The unique combination of a powerful and extensible language, industry-leading graphics, state-of-the-art statistical procedures, and a vibrant open source community positions R enviably in a BI space that is increasing its analytical sophistication. The successful transition of SAS from geeky stats tool to enterprise BI solution in recent years shows market acceptance of powerful statistical platforms. An unscientific inspection of bookstores at the University of Chicago, Northwestern, Illinois, Wisconsin and UIC revealed R in use for statistics courses at each school, providing grist for the oft-heard observation that R is now the lingua franca of academic statistical computing. Graduates of these programs bring their knowledge of R to the work world, so look for R to grow and be used increasingly in commercial BI, much like SAS has been over the last 25 years. What was once the realm of quant heads is now approaching mainstream. Continued development of connectivity capabilities like those to relational databases, spreadsheet packages, other stats programs, other applications and the Internet will fortify R's collaboration in serious BI environments. Finally, for those wary of open source because of the absence of accountable, single-provider support, there are rumblings of a commercial (though still open source) R supported by a real company.

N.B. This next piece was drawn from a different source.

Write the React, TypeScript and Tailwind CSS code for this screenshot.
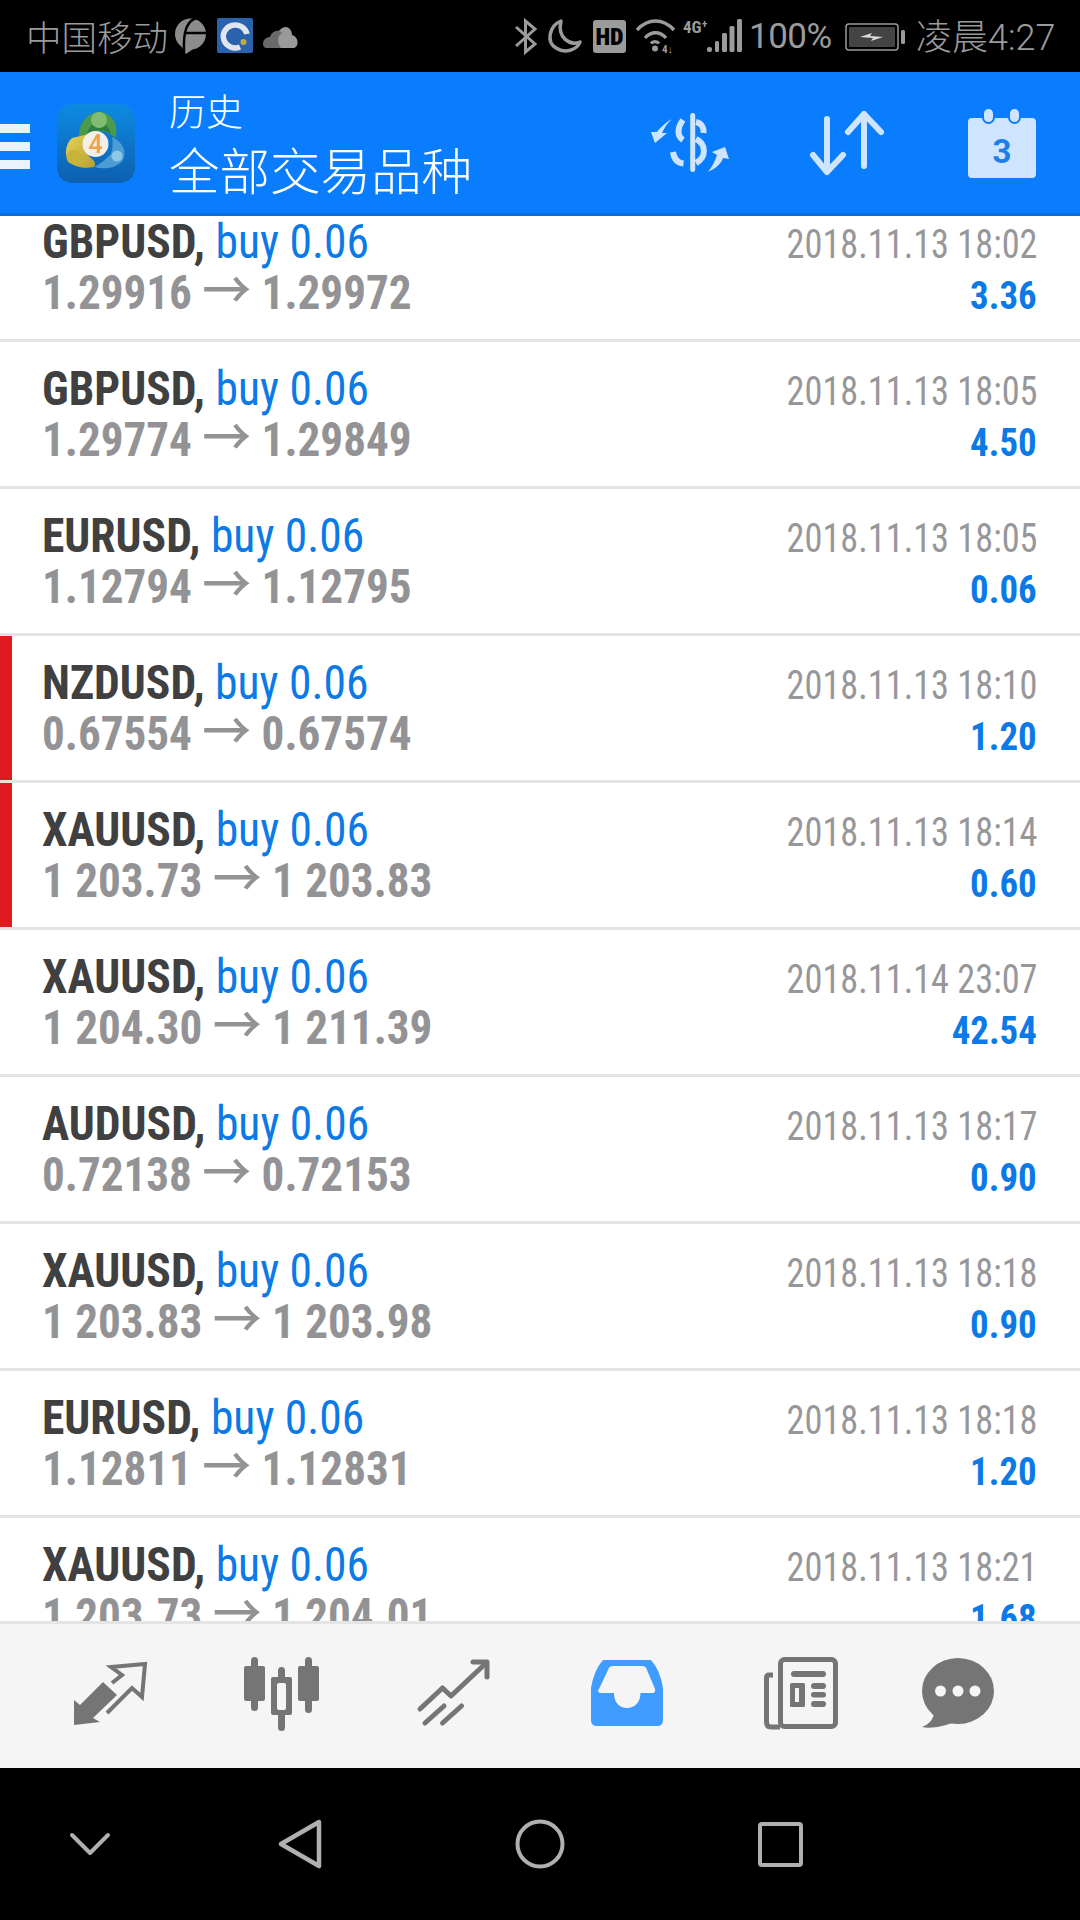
import React from "react";

const rows = [
  { s: "GBPUSD", a: "1.29916", b: "1.29972", d: "2018.11.13 18:02", p: "3.36" },
  { s: "GBPUSD", a: "1.29774", b: "1.29849", d: "2018.11.13 18:05", p: "4.50" },
  { s: "EURUSD", a: "1.12794", b: "1.12795", d: "2018.11.13 18:05", p: "0.06" },
  { s: "NZDUSD", a: "0.67554", b: "0.67574", d: "2018.11.13 18:10", p: "1.20", red: true },
  { s: "XAUUSD", a: "1 203.73", b: "1 203.83", d: "2018.11.13 18:14", p: "0.60", red: true },
  { s: "XAUUSD", a: "1 204.30", b: "1 211.39", d: "2018.11.14 23:07", p: "42.54" },
  { s: "AUDUSD", a: "0.72138", b: "0.72153", d: "2018.11.13 18:17", p: "0.90" },
  { s: "XAUUSD", a: "1 203.83", b: "1 203.98", d: "2018.11.13 18:18", p: "0.90" },
  { s: "EURUSD", a: "1.12811", b: "1.12831", d: "2018.11.13 18:18", p: "1.20" },
  { s: "XAUUSD", a: "1 203.73", b: "1 204.01", d: "2018.11.13 18:21", p: "1.68" },
];

function Row({ r }: { r: (typeof rows)[number] }) {
  return (
    <div className="flex h-[147px] shrink-0 border-b-[3px] border-[#e4e4e4]">
      <div className={r.red ? "w-[12px] shrink-0 bg-[#e01b20]" : "w-[12px] shrink-0"} />
      <div className="flex flex-1 justify-between pl-[30px] pr-[43px] pt-[22px] [font-stretch:75%]">
        <div className="flex flex-col whitespace-nowrap">
          <div className="h-[50px] origin-left scale-x-[.93] text-[49px] leading-[50px]">
            <span className="font-bold text-[#404040]">{r.s}, </span>
            <span className="text-[#0b7ae6]">buy 0.06</span>
          </div>
          <div className="h-[50px] origin-left scale-x-[.94] text-[48px] leading-[50px] font-bold text-[#939396]">
            {r.a} <span className="text-[52px] font-medium">→</span> {r.b}
          </div>
        </div>
        <div className="flex flex-col items-end whitespace-nowrap">
          <div className="origin-right scale-x-[.885] pt-[2px] text-[41px] leading-[50px] text-[#97979a]">{r.d}</div>
          <div className="origin-right scale-x-[.97] pt-[2px] text-[38px] leading-[50px] font-bold text-[#0b7ae6]">{r.p}</div>
        </div>
      </div>
    </div>
  );
}

const G = "#9b9b9b";

function StatusLeftIcons() {
  return (
    <svg width="130" height="72" viewBox="170 0 130 72" className="shrink-0">
      <circle cx="190.5" cy="34" r="15.5" fill="#8c8c8c" />
      <path d="M181,46 L186,54 L196,47 Z" fill="#8c8c8c" />
      <path d="M199,17 C187,20 183,30 184,52" fill="none" stroke="#000" strokeWidth="2.5" />
      <path d="M184,33 H208" fill="none" stroke="#000" strokeWidth="2.5" />
      <rect x="217" y="18" width="36" height="35" rx="2" fill="#2a62ae" />
      <path d="M247,34 A12,11.5 0 1 0 240,47" fill="none" stroke="#dfe6ee" strokeWidth="5.5" />
      <circle cx="243.5" cy="42" r="3" fill="#c9a93f" />
      <path d="M276,48 C272,40 273,33 280,30 C285,24 292,28 292,35 C298,36 300,46 294,48 Z" fill="#9a9a9a" />
      <path d="M263,44 C263,39 267,37 270,37 C272,30 280,29 282,33 C276,37 278,44 281,48 H267 C264,48 263,46 263,44 Z" fill="#6a6a6a" />
    </svg>
  );
}

function StatusRightIcons() {
  return (
    <svg width="230" height="72" viewBox="513 0 230 72" className="shrink-0">
      <path d="M516,27 L535,44 L525.5,52 V21 L535,29 L516,46" fill="none" stroke={G} strokeWidth="3" />
      <path d="M561,21 C549,26 546,42 556,48 C565,54 577,50 580,42 C570,46 557,38 561,21 Z" fill="none" stroke={G} strokeWidth="3.5" strokeLinejoin="round" />
      <rect x="593" y="20" width="33" height="33" rx="3" fill={G} />
      <text x="609.5" y="45" textAnchor="middle" fontFamily="Roboto, sans-serif" fontWeight="900" fontSize="24" fill="#000" style={{ fontStretch: "75%" }}>HD</text>
      <path d="M637,30 C648,18 663,18 674,30 M645,38 C651,31 660,31 666,38 M651,43.5 C653,41 657,41 659,43.5" fill="none" stroke={G} strokeWidth="3.4" />
      <circle cx="655" cy="48.5" r="3" fill={G} />
      <text x="662" y="53" fontFamily="Roboto, sans-serif" fontWeight="700" fontSize="11" fill={G} style={{ fontStretch: "75%" }}>4↓</text>
      <text x="683" y="33" fontFamily="Roboto, sans-serif" fontWeight="700" fontSize="17" fill={G} style={{ fontStretch: "75%" }}>4G⁺</text>
      <rect x="707" y="47" width="5" height="5" rx="2" fill={G} />
      <rect x="715" y="41" width="4" height="11" rx="1.5" fill={G} />
      <rect x="722" y="33" width="5" height="19" rx="1.5" fill={G} />
      <rect x="729.5" y="26" width="5" height="26" rx="1.5" fill={G} />
      <rect x="737" y="19" width="5" height="33" rx="1.5" fill={G} />
    </svg>
  );
}

function Battery() {
  return (
    <svg width="62" height="72" viewBox="844 0 62 72" className="shrink-0">
      <rect x="845" y="24" width="52" height="26" rx="3" fill="none" stroke={G} strokeWidth="1.5" />
      <rect x="848" y="27" width="46" height="20" rx="1" fill="#444" />
      <path d="M859,37 L871,33 L869,36 L882,37 L870,41 L872,38 Z" fill="#ddd" />
      <rect x="900" y="30" width="4" height="14" rx="1.5" fill={G} />
    </svg>
  );
}

function Logo() {
  return (
    <svg width="78" height="79" viewBox="0 0 78 79" className="shrink-0">
      <defs>
        <linearGradient id="lg" x1="0" y1="0" x2="0" y2="1">
          <stop offset="0" stopColor="#0c8be2" />
          <stop offset="1" stopColor="#0e5fb0" />
        </linearGradient>
        <linearGradient id="ly" x1="0" y1="0" x2="1" y2="1">
          <stop offset="0" stopColor="#e6d25a" />
          <stop offset="1" stopColor="#b8a030" />
        </linearGradient>
      </defs>
      <rect width="78" height="79" rx="15" fill="url(#lg)" />
      <path d="M23,37 C19,22 30,8 42,8 C55,8 63,22 58,34 C50,24 33,25 23,37 Z" fill="#4c9a4c" />
      <path d="M30,30 C32,22 37,18 42,20 C47,18 52,22 54,30 C47,25 37,25 30,30 Z" fill="#2f7d45" />
      <circle cx="42" cy="16" r="8" fill="#7fbd73" />
      <path d="M15,34 L32,30 C26,36 26,44 32,52 C36,56 40,58 37,63 C28,65 18,63 12,58 C7,52 8,40 15,34 Z" fill="url(#ly)" />
      <circle cx="17" cy="53" r="7.5" fill="#c8b23a" />
      <path d="M55,33 C66,38 70,48 66,56 C60,64 48,66 37,63 C44,60 50,54 54,50 C56,44 56,38 55,33 Z" fill="#4d9cd4" />
      <circle cx="60" cy="52" r="5.5" fill="#8cc8e8" />
      <circle cx="38.5" cy="40" r="13" fill="#f2efe9" />
      <text x="38.5" y="49" textAnchor="middle" fontFamily="Roboto, sans-serif" fontWeight="500" fontSize="25" fill="#f0a24a">4</text>
    </svg>
  );
}

const L = "#cfe5ff";

function HeaderActions() {
  return (
    <svg width="400" height="141" viewBox="650 72 400 141" className="shrink-0">
      <path d="M692.7,115.5 V169.5" stroke={L} strokeWidth="5" strokeLinecap="round" />
      <path d="M696,122 C701,123 704,127 703.5,133 M683,120 C677,128 677,136 683,140 M696,139 C706,144 707,157 696,163 M673,152 C674,159 678,163 683.5,163.5" fill="none" stroke={L} strokeWidth="6" />
      <path d="M671.7,119 C664,124 660,128 657,132 L651,132 L655,143 L667,133 L662,133 C664,128 667,124 671.7,119 Z" fill={L} />
      <path d="M708,172 C716,168 721,164 723,158 L729,159 L725,147 L712,152 L717,155 C715,161 712,167 708,172 Z" fill={L} />
      <path d="M827,119 V172 M813,155 L827,172 L843,155" fill="none" stroke={L} strokeWidth="6" strokeLinecap="round" strokeLinejoin="round" />
      <path d="M864,114 V166 M848,132 L864,114 L881,132" fill="none" stroke={L} strokeWidth="6" strokeLinecap="round" strokeLinejoin="round" />
      <rect x="968" y="118" width="68" height="60" rx="4" fill={L} />
      <rect x="983" y="108" width="11" height="15" rx="5.5" fill={L} stroke="#0a7dff" strokeWidth="2" />
      <rect x="1009" y="108" width="11" height="15" rx="5.5" fill={L} stroke="#0a7dff" strokeWidth="2" />
      <text x="1002" y="163" textAnchor="middle" fontFamily="Roboto, sans-serif" fontWeight="700" fontSize="33" fill="#1a7fe8">3</text>
    </svg>
  );
}

const T = "#757575";

function Tabs() {
  return (
    <div className="flex h-[147px] shrink-0 border-t-[3px] border-[#e4e4e4] bg-[#f5f5f5] pl-[70px] pt-[31px]">
      <svg width="80" height="80" viewBox="70 1655 80 80" className="shrink-0">
        <path d="M74,1725 V1700 L80,1705 L103,1682 L117,1695 L93,1718 L100,1722 Z" fill={T} />
        <path d="M112,1683 L122,1675 L111,1667 L145,1664 L142,1697 L132,1688 L107,1713" fill="none" stroke={T} strokeWidth="4" />
      </svg>
      <svg width="83" height="82" viewBox="240 1655 83 82" className="ml-[90px] shrink-0">
        <rect x="251" y="1657" width="7" height="54" rx="3.5" fill={T} />
        <rect x="244" y="1666" width="21" height="35" rx="2" fill={T} />
        <rect x="278" y="1667" width="7" height="64" rx="3.5" fill={T} />
        <rect x="271" y="1677" width="21" height="38" rx="2" fill={T} />
        <rect x="277" y="1683" width="9" height="27" rx="2" fill="#f5f5f5" />
        <rect x="305" y="1657" width="7" height="56" rx="3.5" fill={T} />
        <rect x="298" y="1666" width="21" height="35" rx="2" fill={T} />
      </svg>
      <svg width="77" height="80" viewBox="415 1655 77 80" className="ml-[92px] shrink-0">
        <path d="M420,1709 L442.5,1688 L451,1696 L484,1665" fill="none" stroke={T} strokeWidth="5" strokeLinecap="round" strokeLinejoin="round" />
        <path d="M473,1662 H487 V1677" fill="none" stroke={T} strokeWidth="5" strokeLinecap="round" strokeLinejoin="round" />
        <path d="M425,1723 L444,1706 M442.5,1723 L461.5,1706" fill="none" stroke={T} strokeWidth="5" strokeLinecap="round" />
      </svg>
      <svg width="78" height="80" viewBox="588 1655 78 80" className="ml-[96px] shrink-0">
        <path d="M603,1660 H651 Q660,1670 663,1688 V1720 Q663,1726 657,1726 H597 Q591,1726 591,1720 V1688 Q594,1670 603,1660 Z" fill="#409cff" />
        <path d="M598,1691 Q598,1692 600,1693 H614 C614,1703 620,1708 627,1708 C634,1708 640.5,1703 640.5,1693 H653 Q656,1692 655,1689 L647,1670 Q646,1666 642,1666 H613 Q609,1666 608,1670 Z" fill="#f5f5f5" />
      </svg>
      <svg width="82" height="80" viewBox="760 1655 82 80" className="ml-[94px] shrink-0">
        <rect x="780.5" y="1659.5" width="55" height="67" rx="4" fill="none" stroke={T} strokeWidth="5" />
        <path d="M773,1675 H769 Q766.5,1675 766.5,1678 V1722 Q766.5,1727 771,1727 H780" fill="none" stroke={T} strokeWidth="5" />
        <rect x="791" y="1671" width="35" height="6" rx="3" fill={T} />
        <rect x="790" y="1683" width="15" height="24" rx="1.5" fill={T} />
        <rect x="795" y="1688" width="4" height="14" fill="#f5f5f5" />
        <rect x="811" y="1683" width="15" height="6" rx="3" fill={T} />
        <rect x="811" y="1692" width="15" height="5.5" rx="2.75" fill={T} />
        <rect x="811" y="1701" width="15" height="6" rx="3" fill={T} />
      </svg>
      <svg width="80" height="80" viewBox="918 1655 80 80" className="ml-[76px] shrink-0">
        <ellipse cx="958" cy="1691" rx="36" ry="33" fill={T} />
        <path d="M934,1712 C934,1718 930,1724 922,1727 C932,1729 945,1726 954,1722 Z" fill={T} />
        <circle cx="940.5" cy="1691" r="5.5" fill="#f5f5f5" />
        <circle cx="958" cy="1691" r="5.5" fill="#f5f5f5" />
        <circle cx="975" cy="1691" r="5.5" fill="#f5f5f5" />
      </svg>
    </div>
  );
}

function NavBar() {
  const N = "#b0b0b0";
  return (
    <div className="flex h-[152px] shrink-0 items-center bg-black">
      <svg width="1080" height="152" viewBox="0 1768 1080 152" className="shrink-0">
        <path d="M72,1835 L90,1853 L108,1835" fill="none" stroke={N} strokeWidth="4" strokeLinecap="round" strokeLinejoin="round" />
        <path d="M319,1822 L281,1844 L319,1866 Z" fill="none" stroke={N} strokeWidth="4.5" strokeLinejoin="round" />
        <circle cx="540" cy="1844" r="22.5" fill="none" stroke={N} strokeWidth="4" />
        <rect x="760" y="1824" width="41" height="41" rx="2" fill="none" stroke={N} strokeWidth="4" />
      </svg>
    </div>
  );
}

export default function App() {
  return (
    <div className="flex h-[1920px] w-[1080px] flex-col overflow-hidden bg-white font-['Roboto','Noto_Sans_CJK_SC',sans-serif]">
      <div className="flex h-[72px] shrink-0 items-center bg-black text-[#9b9b9b]">
        <span className="w-[140px] shrink-0 pl-[26px] text-[35.5px] font-light leading-none font-['Noto_Sans_CJK_SC',sans-serif] whitespace-nowrap">中国移动</span>
        <div className="ml-[30px]"><StatusLeftIcons /></div>
        <div className="ml-[213px]"><StatusRightIcons /></div>
        <span className="ml-[6px] w-[84px] shrink-0 text-[35px] leading-none tracking-[-0.5px] whitespace-nowrap">100%</span>
        <div className="ml-[12px]"><Battery /></div>
        <span className="ml-[9px] text-[36px] leading-none font-light whitespace-nowrap">
          <span className="font-['Noto_Sans_CJK_SC',sans-serif] text-[36px]">凌晨</span>4:27
        </span>
      </div>

      <div className="flex h-[144px] shrink-0 items-stretch border-b-[3px] border-[#0a6fd8] bg-[#0a7dff]">
        <div className="flex w-[30px] shrink-0 flex-col gap-[9px] pt-[52px]">
          <div className="h-[9px] bg-[#e9f3ff]" />
          <div className="h-[9px] bg-[#e9f3ff]" />
          <div className="h-[9px] bg-[#e9f3ff]" />
        </div>
        <div className="ml-[27px] pt-[32px]"><Logo /></div>
        <div className="ml-[34px] flex w-[400px] shrink-0 flex-col text-white font-['Noto_Sans_CJK_SC',sans-serif] whitespace-nowrap">
          <div className="pt-[16px] text-[37px] font-light leading-[44px]">历史</div>
          <div className="pt-[6px] text-[50.5px] font-light leading-[60px]">全部交易品种</div>
        </div>
        <div className="ml-[81px]"><HeaderActions /></div>
      </div>

      <div className="flex min-h-0 flex-1 flex-col overflow-hidden">
        <div className="-mt-[21px] flex flex-col">
          {rows.map((r, i) => (
            <Row key={i} r={r} />
          ))}
        </div>
      </div>

      <Tabs />
      <NavBar />
    </div>
  );
}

Even with today's heightened use of predictive analytics in business, it is more than just the advanced statistical models that position R favorably for BI. R's rich language and graphics provide BI benefits on their own, supporting exploratory capabilities lacking in many current tools. R programming and graphics can be used at the outset of performance management (PM) intelligence deployments to quickly determine which metrics and dimensions really matter - i.e., are best indicators of enterprise performance. These early investigations serve the dual functions of identifying key measures for subsequent PM dashboards and strategic reporting while also eliminating the clutter of nonpredictive attributes in the data warehouse. A small investment in a targeted statistical and graphical "study" can easily pay for itself by quickly focusing PM activities on those facts that matter most. OpenBI has developed an exploratory BI offering around the capabilities of R, analyzing business performance metrics by important operating dimensions over time. The point of departure for this work is the data warehouse that sources "fact" and "dimension" data to R. Part of the engagement's deliverable is output in the form of trellis statistical graphs and HTML reports, which are then used to formulate and refine the design of PM dashboards and executive reports for subsequent development. OpenBI plans to actively promote the use of R for early exploration with our customers as a preamble to performance measurement applications going forward.
The BI world is waiting. R we ready?